Feminist participatory action research (FPAR) for transnational feminism in Asia
The Routledge International Handbook of Critical Participatory Inquiry in Transnational Research Contexts
Taylor & Francis / Routledge
School of Arts and Humanities
This chapter explores FPAR as a methodology to foster transnational feminist movements for women’s human rights. It begins with an analysis of the transnational context of feminism in Asia and examines the methodological foundations of FPAR. We consider FPAR theory and practice to operate at the nexus of globalization, fundamentalisms, militarism, and patriarchy and contend that marginalized women’s experiences are reproduced intergenerationally and transnationally by these interlocking violent systems.
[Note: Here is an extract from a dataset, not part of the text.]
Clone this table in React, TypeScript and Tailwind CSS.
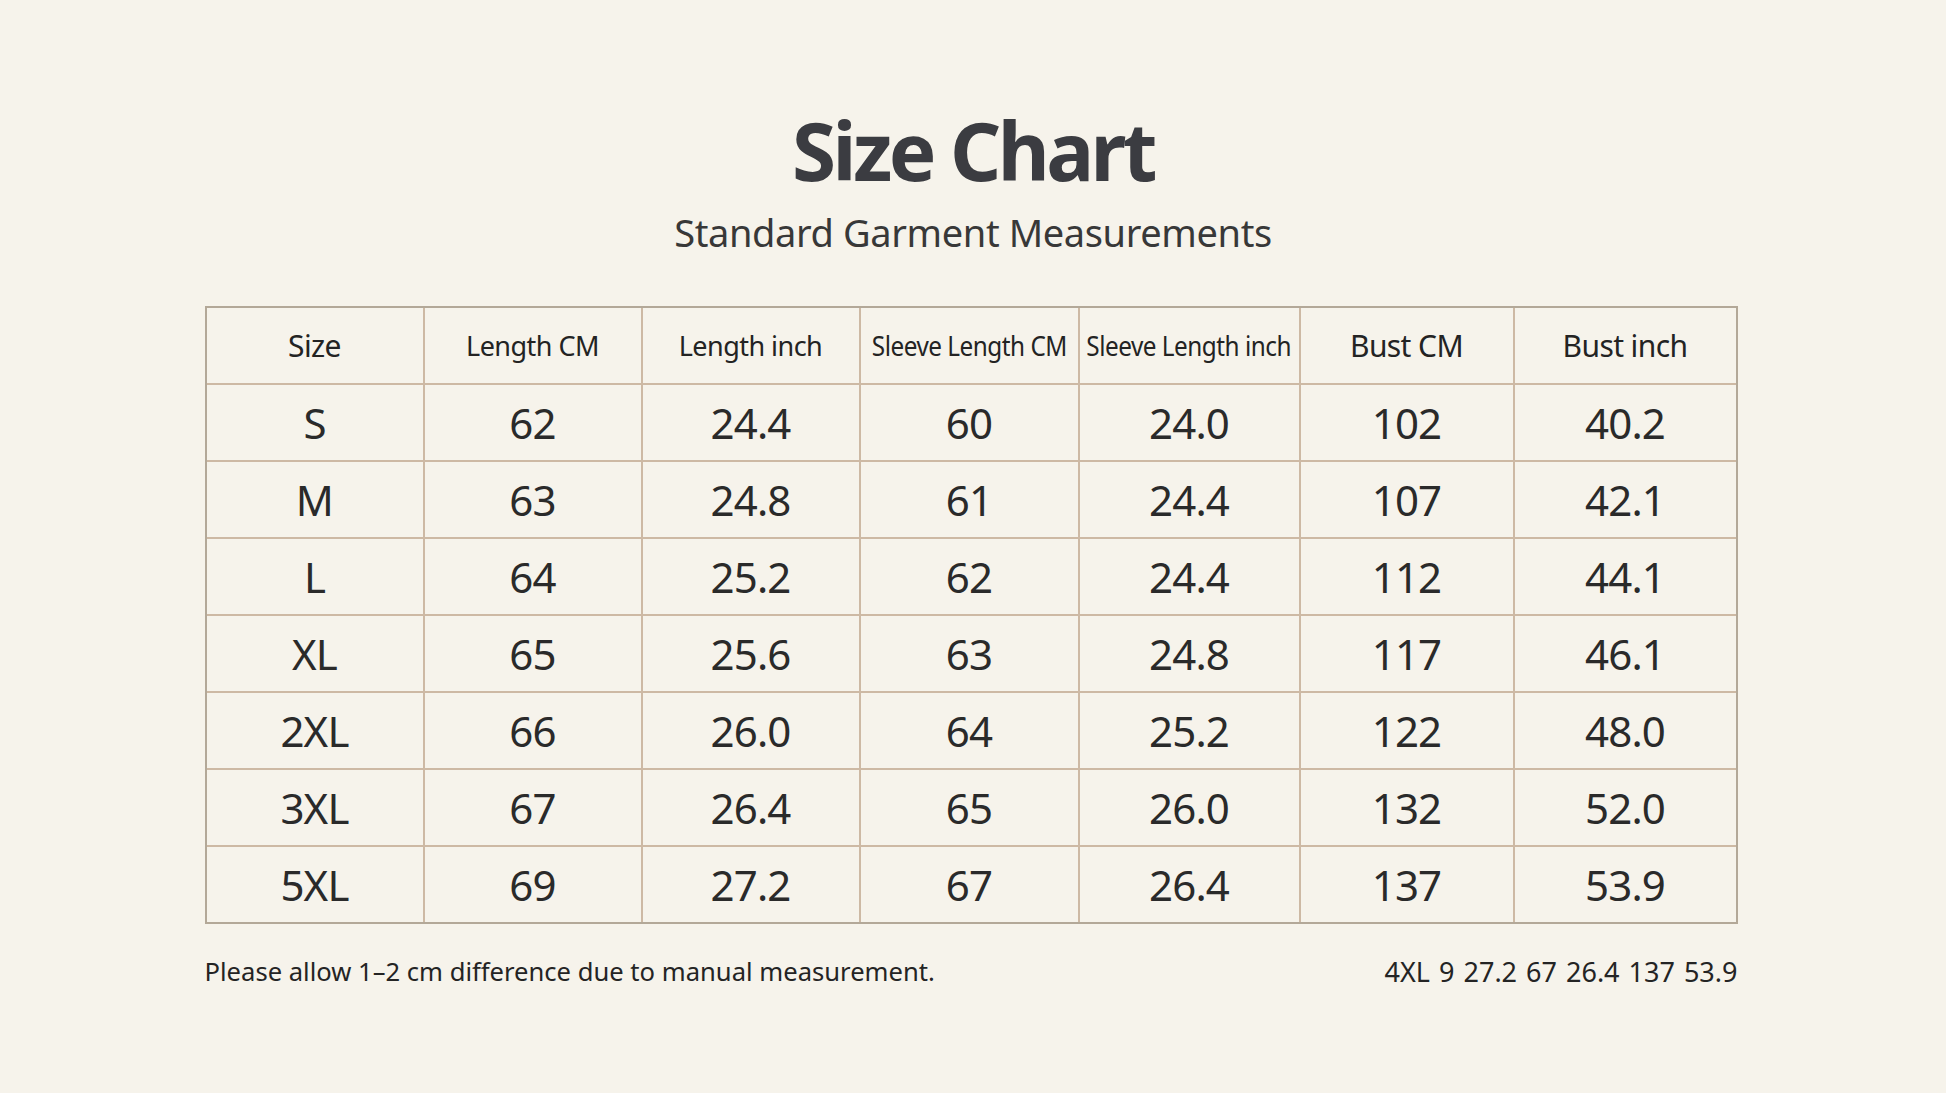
const headers = ['Size', 'Length CM', 'Length inch', 'Sleeve Length CM', 'Sleeve Length inch', 'Bust CM', 'Bust inch'];

const rows = [
  ['S', '62', '24.4', '60', '24.0', '102', '40.2'],
  ['M', '63', '24.8', '61', '24.4', '107', '42.1'],
  ['L', '64', '25.2', '62', '24.4', '112', '44.1'],
  ['XL', '65', '25.6', '63', '24.8', '117', '46.1'],
  ['2XL', '66', '26.0', '64', '25.2', '122', '48.0'],
  ['3XL', '67', '26.4', '65', '26.0', '132', '52.0'],
  ['5XL', '69', '27.2', '67', '26.4', '137', '53.9'],
];

// header sizes differ a bit per column in the source; sleeve labels are squeezed to fit
const headerClass = (h: string) => {
  if (h.startsWith('Sleeve')) return 'inline-block whitespace-nowrap text-[27px] tracking-[-0.02em] scale-x-[0.9]';
  if (h.startsWith('Length')) return 'text-[27px] tracking-[-0.02em]';
  return 'text-[30px] tracking-[-0.02em]';
};

const SizeChart = () => {
  return (
    <div className="h-[1093px] w-full overflow-hidden bg-[#f6f3eb] font-['Noto_Sans',sans-serif] text-[#262626]">
      <div className="flex flex-col items-center pt-[110px]">
        <h1 className="text-[80px] font-bold leading-none tracking-[-0.045em] text-[#3b3c41]">Size Chart</h1>
        <p className="mt-[23px] text-[38px] leading-none tracking-[-0.01em] text-[#383838]">Standard Garment Measurements</p>

        <div className="mt-[55px] -translate-x-[2px] grid w-[1533px] grid-cols-[216px_216px_216px_217px_219px_212px_221px] gap-[2px] border-2 border-[#b3a898] bg-[#cdb9a4]">
          {headers.map((h) => (
            <div key={h} className="flex h-[75px] items-center justify-center bg-[#f6f3eb] leading-none text-[#232323]">
              <span className={headerClass(h)}>{h}</span>
            </div>
          ))}
          {rows.map((r) =>
            r.map((v, i) => (
              <div
                key={r[0] + i}
                className="flex h-[75px] items-center justify-center bg-[#f6f3eb] text-[42px] leading-none tracking-[-0.02em] text-[#2a2a2a]"
              >
                {v}
              </div>
            ))
          )}
        </div>

        <div className="mt-[34px] -translate-x-[2px] flex w-[1533px] items-center justify-between leading-none text-[#242424]">
          <span className="text-[25.6px]">Please allow 1–2 cm difference due to manual measurement.</span>
          <span className="text-[27px] [word-spacing:2px]">4XL 9 27.2 67 26.4 137 53.9</span>
        </div>
      </div>
    </div>
  );
};

export default SizeChart;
We discuss two case studies from Southeast Asia demonstrating how FPAR can be an effective methodology to generate knowledge and mobilize action to strengthen grassroots feminist movements and challenge neocolonial, patriarchal power structures that violate women’s human rights: (1) Uma Indigenous women in the Philippines using FPAR to build resistance against Chevron’s geothermal energy project in defense of their Indigenous territory, livelihoods, and self-determination; and (2) women workers in 15 garment factories in Yangon using FPAR to organize themselves to demand a living wage, labor rights, and corporate accountability. We end the chapter by discussing strengths and challenges of FPAR for fostering transnational movements for women’s human rights and identifying opportunities for human rights activists and scholars to engage in FPAR as an effective, decolonial methodology for South-North transnational feminist activism.